Should England follow suit?

There is something strange about a self-styled “learning country” that is afraid of new ideas. And the notion of an Assembly that declares itself for maximum openness, but wants to make it tougher for people to learn how schools perform, is positively Orwellian.

Yet these are the paradoxes of Welsh education today. Teaching unions cheer as performance tables and national tests are scrapped. But many headteachers privately despair that their money is top-sliced at county hall before it reaches them, and that they lack the opportunities for diversity and innovation that their English counterparts enjoy.

Even Welsh claims to be developing a ground-breaking baccalaureate disintegrate on close inspection. The dream of a Welsh bac has mutated into a rather less inspiring “overarching certificate for qualifications gained post-16”.

Far from offering a trailblazing example, Welsh educational policy is characterised by a regressive reversal driven by those producer interests who prevented reform in both nations for generations.

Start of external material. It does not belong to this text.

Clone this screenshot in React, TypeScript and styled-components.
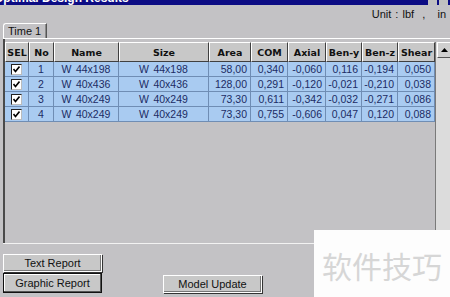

Ironically, Wales has also made it harder to develop a progressive approach. The absence of national testing at seven since 2001 makes it difficult to develop value-added measures in primary schools or to assess the progress of individual pupils on the same basis.

There will be new tests at 10, following the Daugherty review. But the loss of tests at 11 means secondary schools will be less able to gauge how well pupils are performing when they transfer. Scrapping tests at 14 will scupper any serious 14-19 agenda, since GCSEs will then retain their predominance. Mike Tomlinson’s plans, assuming they are more radical than the Welsh bac, would be far more difficult to implement in such circumstances.

Of course, the tests in England could be improved, but keeping tests at seven, 11 and 14 is as crucial to pupil progress as it is to school accountability.

And the publication of their results shouldn’t just be a matter for schools. No country can be committed to freedom of information and hide schools’ exam data. Through the internet, that information should be easily accessible to every parent, newspaper, researcher and taxpayer. Just because newspapers create league tables is no reason to suppress the facts.

If the problem is lack of context, then publish more information, not less.

English tables now highlight improved schools, point scores and value added. More importantly, this data, combined with new technologies, makes the idea of a genuinely personalised education for every child a realistic goal. It is also what has helped to identify and turn around more than 800 failing schools.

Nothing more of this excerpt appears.